"What would our network be like if we could achieve our full potential?"
Questions like these were at the core of a workshop that I recently attended that was given by Beth Tener. The workshop was about asking "strategic questions." A strategic question helps open up the person with whom you are speaking to new possibilities. A strategic question is characterized as being open-ended and positive. It asks the other person to look beyond the "shoulds" in their life to explore how a desired state could be attained. A question might be: "what would it take in order for you to attain what you are looking for?" Asking such a question also helps the questioner to have an experience as a positive, possibility-seeking person.
I like the term "strategic question" because it connotes the idea that one is on the move. Such questions can also be called "appreciative questions" or "strength-based questions." I have in the past also referred to these kinds of questions as "provocative questions."
This kind of question can be of use in a network. Such a question can help to open up thought in a network. In the case where there is a cluster of closely connected individuals, the high density of connection in such a group can lead the group to become overly focused on one perspective or locked into a given solution. What can help here is to open up the cluster to new people and new ideas. Questions that might be asked are: "Who else could we be speaking with?" "What diverse perspectives and skill sets would be useful?" "In what other ways could we accomplish what we want?"
In another situation, people may not be connected to one another or weakly connected. A strategic or provocative question can be used to connect people. A person who is friends with two other unconnected people can say to each: "Are you aware that this other person has similar interests to you?" Another question here could be: ""What would happen if the two of you were to combine your resources?"

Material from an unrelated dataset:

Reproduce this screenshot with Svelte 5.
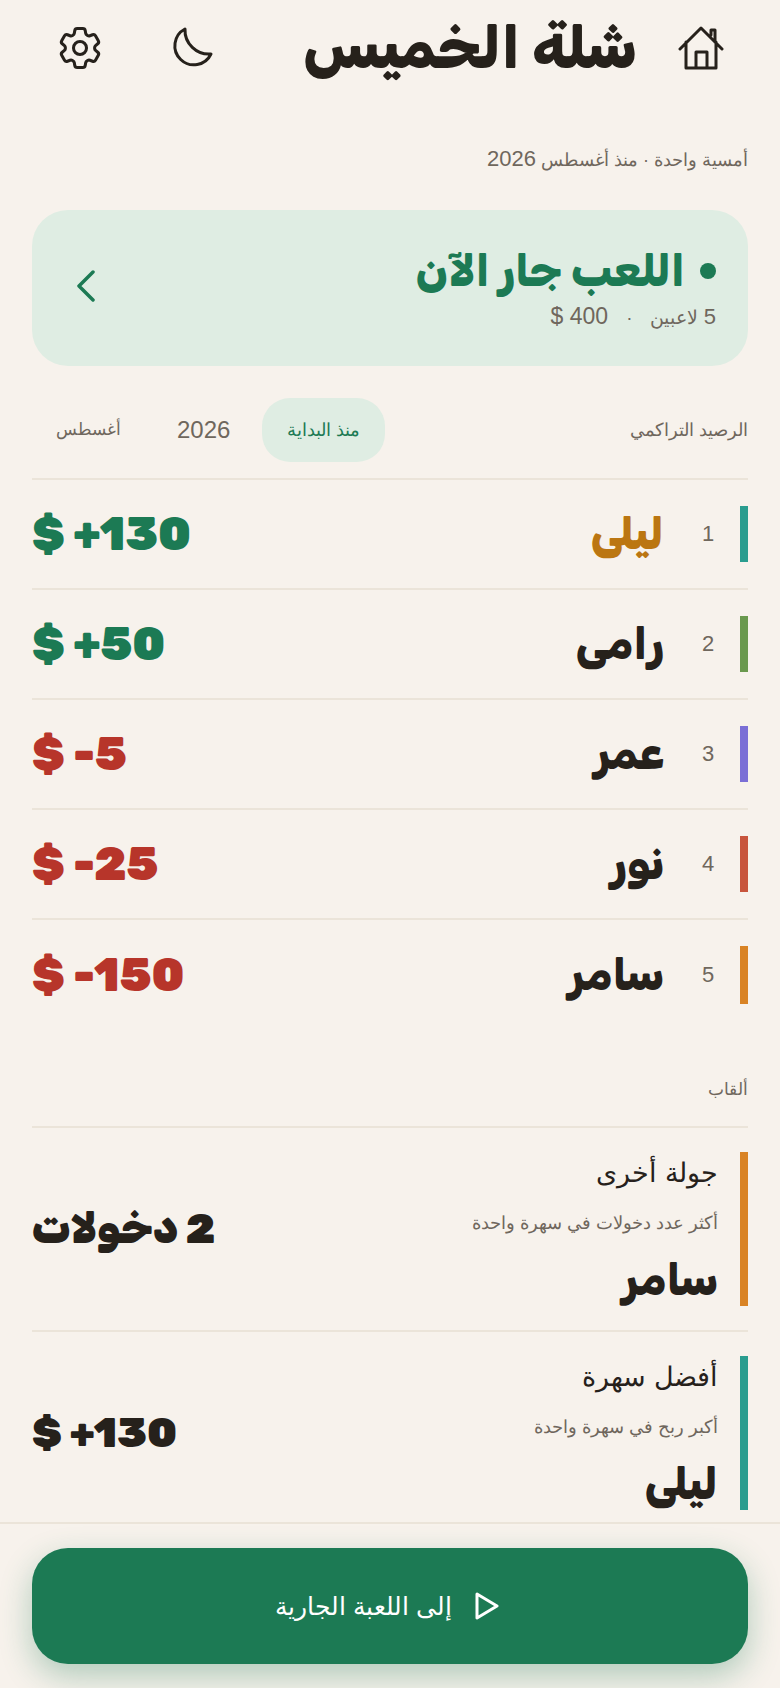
<script>
  const players = [
    { rank: 1, name: 'ليلى', money: '$ +130', bar: '#2a9d8f', state: 'up', lead: true },
    { rank: 2, name: 'رامى', money: '$ +50', bar: '#6a994e', state: 'up' },
    { rank: 3, name: 'عمر', money: '$ -5', bar: '#7b6fd6', state: 'down' },
    { rank: 4, name: 'نور', money: '$ -25', bar: '#c8553d', state: 'down' },
    { rank: 5, name: 'سامر', money: '$ -150', bar: '#d98324', state: 'down' }
  ];
  const titles = [
    { title: 'جولة أخرى', desc: 'أكثر عدد دخولات في سهرة واحدة', who: 'سامر', value: '2 دخولات', bar: '#d98324' },
    { title: 'أفضل سهرة', desc: 'أكبر ربح في سهرة واحدة', who: 'ليلى', value: '$ +130', bar: '#2a9d8f', ltr: true }
  ];
</script>

<div class="page" dir="rtl">
  <header>
    <svg class="home" viewBox="0 0 46 44" width="46" height="44"><path d="M2 23 23 2l21 21M8 16v26h30V16M18 42V26h11v16M33 9V4h4v12" /></svg>
    <h1>شلة الخميس</h1>
    <div class="tools">
      <svg viewBox="0 0 44 44" width="44" height="44"><path d="M15 3A19 19 0 1 0 41 28 24 24 0 0 1 15 3z" /></svg>
      <svg class="gear" viewBox="0 0 24 24" width="52" height="52"><path d="M9.594 3.94c.09-.542.56-.94 1.11-.94h2.593c.55 0 1.02.398 1.11.94l.213 1.281c.063.374.313.686.645.87.074.04.147.083.22.127.325.196.72.257 1.075.124l1.217-.456a1.125 1.125 0 0 1 1.37.49l1.296 2.247a1.125 1.125 0 0 1-.26 1.431l-1.003.827c-.293.241-.438.613-.43.992a7.723 7.723 0 0 1 0 .255c-.008.378.137.75.43.991l1.004.827c.424.35.534.955.26 1.43l-1.298 2.247a1.125 1.125 0 0 1-1.369.491l-1.217-.456c-.355-.133-.75-.072-1.076.124a6.47 6.47 0 0 1-.22.128c-.331.183-.581.495-.644.869l-.213 1.281c-.09.543-.56.94-1.11.94h-2.594c-.55 0-1.019-.398-1.11-.94l-.213-1.281c-.062-.374-.312-.686-.644-.87a6.52 6.52 0 0 1-.22-.127c-.325-.196-.72-.257-1.076-.124l-1.217.456a1.125 1.125 0 0 1-1.369-.49l-1.297-2.247a1.125 1.125 0 0 1 .26-1.431l1.004-.827c.292-.24.437-.613.43-.991a6.932 6.932 0 0 1 0-.255c.007-.38-.138-.751-.43-.992l-1.004-.827a1.125 1.125 0 0 1-.26-1.43l1.297-2.247a1.125 1.125 0 0 1 1.37-.491l1.216.456c.356.133.751.072 1.076-.124.072-.044.146-.086.22-.128.332-.183.582-.495.644-.869l.214-1.28z" /><circle cx="12" cy="12" r="3" /></svg>
    </div>
  </header>

  <p class="sub">أمسية واحدة · منذ أغسطس <span class="num">2026</span></p>

  <section class="hero">
    <div>
      <h2><span class="live"></span>اللعب جار الآن</h2>
      <p><span class="num">5</span> لاعبين<span class="dot">·</span><span class="num pot">400 $</span></p>
    </div>
    <svg class="back" viewBox="0 0 20 32" width="20" height="32"><path d="M17 2 3 16l14 14" /></svg>
  </section>

  <div class="filter">
    <span class="label">الرصيد التراكمي</span>
    <div class="tabs">
      <span class="tab on">منذ البداية</span>
      <span class="tab big">2026</span>
      <span class="tab small">أغسطس</span>
    </div>
  </div>

  <ul class="board">
    {#each players as p}
      <li>
        <i style:background={p.bar}></i>
        <span class="rank">{p.rank}</span>
        <span class="name" class:lead={p.lead}>{p.name}</span>
        <bdi class="money {p.state}" dir="ltr">{p.money}</bdi>
      </li>
    {/each}
  </ul>

  <h3>ألقاب</h3>
  <ul class="titles">
    {#each titles as t}
      <li>
        <i style:background={t.bar}></i>
        <div class="info">
          <span class="t">{t.title}</span>
          <span class="d">{t.desc}</span>
          <span class="w">{t.who}</span>
        </div>
        <bdi class="v" dir={t.ltr ? 'ltr' : 'rtl'}>{t.value}</bdi>
      </li>
    {/each}
  </ul>

  <footer>
    <button>
      <svg viewBox="0 0 26 28" width="26" height="28"><path d="M3 2 23 14 3 26z" /></svg>
      إلى اللعبة الجارية
    </button>
  </footer>
</div>

<style>
  :global(body) {
    margin: 0;
    background: #f7f2ec;
    color: #26211b;
    font-family: "Liberation Sans", Arial, sans-serif;
  }

  .page {
    height: 1688px;
    overflow: hidden;
    position: relative;
    padding: 0 32px;
    box-sizing: border-box;
  }

  svg {
    fill: none;
    stroke: currentColor;
    stroke-width: 3;
    stroke-linecap: round;
    stroke-linejoin: round;
    flex: none;
  }

  .gear {
    stroke-width: 1.4;
  }

  .back {
    stroke-width: 3.5;
  }

  .num {
    font-size: 22px;
    line-height: 1;
  }

  header {
    display: flex;
    align-items: center;
    height: 96px;
    padding: 0 24px 0 22px;
    gap: 41px;
  }

  h1 {
    margin: 0;
    flex: 1;
    font-family: Rubik, sans-serif;
    font-size: 59px;
    font-weight: 800;
    white-space: nowrap;
  }

  .tools {
    display: flex;
    align-items: center;
    gap: 64px;
  }

  .sub {
    margin: 50px 0 0;
    font-size: 18px;
    line-height: 28px;
    height: 28px;
    color: #6f675d;
  }

  .hero {
    margin-top: 36px;
    height: 156px;
    box-sizing: border-box;
    padding: 0 32px 4px 44px;
    border-radius: 36px;
    background: #dfede3;
    display: flex;
    align-items: center;
    justify-content: space-between;
    color: #1c7a54;
  }

  h2 {
    margin: 0;
    display: flex;
    align-items: center;
    gap: 15px;
    font-family: Rubik, sans-serif;
    font-size: 44px;
    font-weight: 800;
    line-height: 56px;
  }

  .live {
    width: 16px;
    height: 16px;
    border-radius: 50%;
    background: #1c7a54;
  }

  .hero p {
    margin: 6px 0 0;
    font-size: 19px;
    color: #6f675d;
  }

  .dot {
    margin: 0 18px;
  }

  .pot {
    font-size: 23px;
    letter-spacing: 4px;
  }

  .filter {
    margin-top: 32px;
    display: flex;
    align-items: center;
    justify-content: space-between;
    height: 64px;
    font-size: 18px;
    color: #6f675d;
  }

  .tabs {
    display: flex;
    gap: 8px;
  }

  .tab {
    padding: 0 24px;
    line-height: 64px;
    border-radius: 28px;
  }

  .big {
    font-size: 24px;
  }

  .small {
    font-size: 17px;
  }

  .on {
    padding: 0 25px;
    background: #dfede3;
    color: #1c7a54;
  }

  ul {
    list-style: none;
    margin: 0;
    padding: 0;
  }

  .board {
    margin-top: 16px;
    border-top: 2px solid #ebe4d9;
  }

  .board li {
    height: 110px;
    box-sizing: border-box;
    border-bottom: 2px solid #ebe4d9;
    display: flex;
    align-items: center;
  }

  .board li:last-child {
    border-bottom: 0;
  }

  li i {
    width: 8px;
    align-self: stretch;
    flex: none;
  }

  .board i {
    margin: 26px 0;
  }

  .rank {
    width: 28px;
    margin: 0 18px 0 30px;
    text-align: center;
    font-size: 22px;
    color: #6f675d;
  }

  .name {
    flex: 1;
    font-family: Rubik, sans-serif;
    font-size: 44px;
    font-weight: 800;
  }

  .lead {
    color: #bb7611;
  }

  .money {
    font-family: Rubik, sans-serif;
    font-size: 46px;
    font-weight: 900;
  }

  .up {
    color: #1c7a54;
  }

  .down {
    color: #b7352a;
  }

  h3 {
    margin: 46px 0 0;
    font-size: 17px;
    font-weight: 400;
    line-height: 28px;
    color: #6f675d;
  }

  .titles {
    margin-top: 22px;
    border-top: 2px solid #ebe4d9;
  }

  .titles li {
    height: 204px;
    box-sizing: border-box;
    padding: 24px 0;
    border-bottom: 2px solid #ebe4d9;
    display: flex;
    align-items: center;
  }

  .info {
    flex: 1;
    align-self: stretch;
    display: flex;
    flex-direction: column;
    padding: 1px 22px 0 0;
  }

  .t {
    font-size: 27px;
    line-height: 40px;
  }

  .d {
    margin-top: 18px;
    font-size: 18px;
    line-height: 24px;
    color: #6f675d;
  }

  .w {
    margin-top: 13px;
    font-family: Rubik, sans-serif;
    font-size: 44px;
    font-weight: 800;
    line-height: 64px;
  }

  .v {
    font-family: Rubik, sans-serif;
    font-size: 42px;
    font-weight: 900;
  }

  footer {
    position: absolute;
    left: 0;
    right: 0;
    bottom: 0;
    height: 166px;
    box-sizing: border-box;
    padding: 24px 32px;
    background: #f7f2ec;
    border-top: 2px solid #ebe4d9;
  }

  button {
    width: 100%;
    height: 116px;
    padding: 0 5px 0 0;
    border: 0;
    border-radius: 36px;
    background: #1c7a54;
    color: #fff;
    font: 25px "Liberation Sans", Arial, sans-serif;
    display: flex;
    align-items: center;
    justify-content: center;
    gap: 22px;
    box-shadow: 0 12px 32px rgba(28, 122, 84, 0.32);
  }
</style>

An individual on their own can also reach out to another person and endeavor to make a new connection. In this regard, several things can help such a person make a connection. A person can strive to be fully present and willing to share a variety of different aspects of him or herself. These can include their intellectual, emotional, physical, artistic or spiritual aspects. Doing this provides more around which the other person can make a connection. It provides a basis for interesting the other person.
It also helps to sincerely ask about the other person. What are their interests, what excites them. Asking the other to talk about the possibilities they see in a given situation is a positive approach that would be inclined to support openness rather than defensiveness.
I find that there is an experience that goes along with this process of questioning. It is an active rather than a passive experience. It is a non-judgmental experience of exploration. It is an experience of caring enough to try to understand the reality of another person.
When one makes these new connections, one reduces the tension borne of having unconnected friends and supplants that with the positive experience of creating mutual friends. Creating new connections helps others bring their fresh ideas into more established groups. It furthers innovation by reaching further out towards the environment of the network.
I think of all of this as supporting a vibrant network that breathes.The network community contracts and expands on an ongoing basis. In the contraction phase, new and stronger ties are built with similar others who are thus pulled into the community. In the expansion phase the realm of perspectives are expanded through reaching out to dissimilar others - people on the boundary of the network. In this ongoing pulsation of life, the network begins to answer the question: "What could we be if we were fully alive?"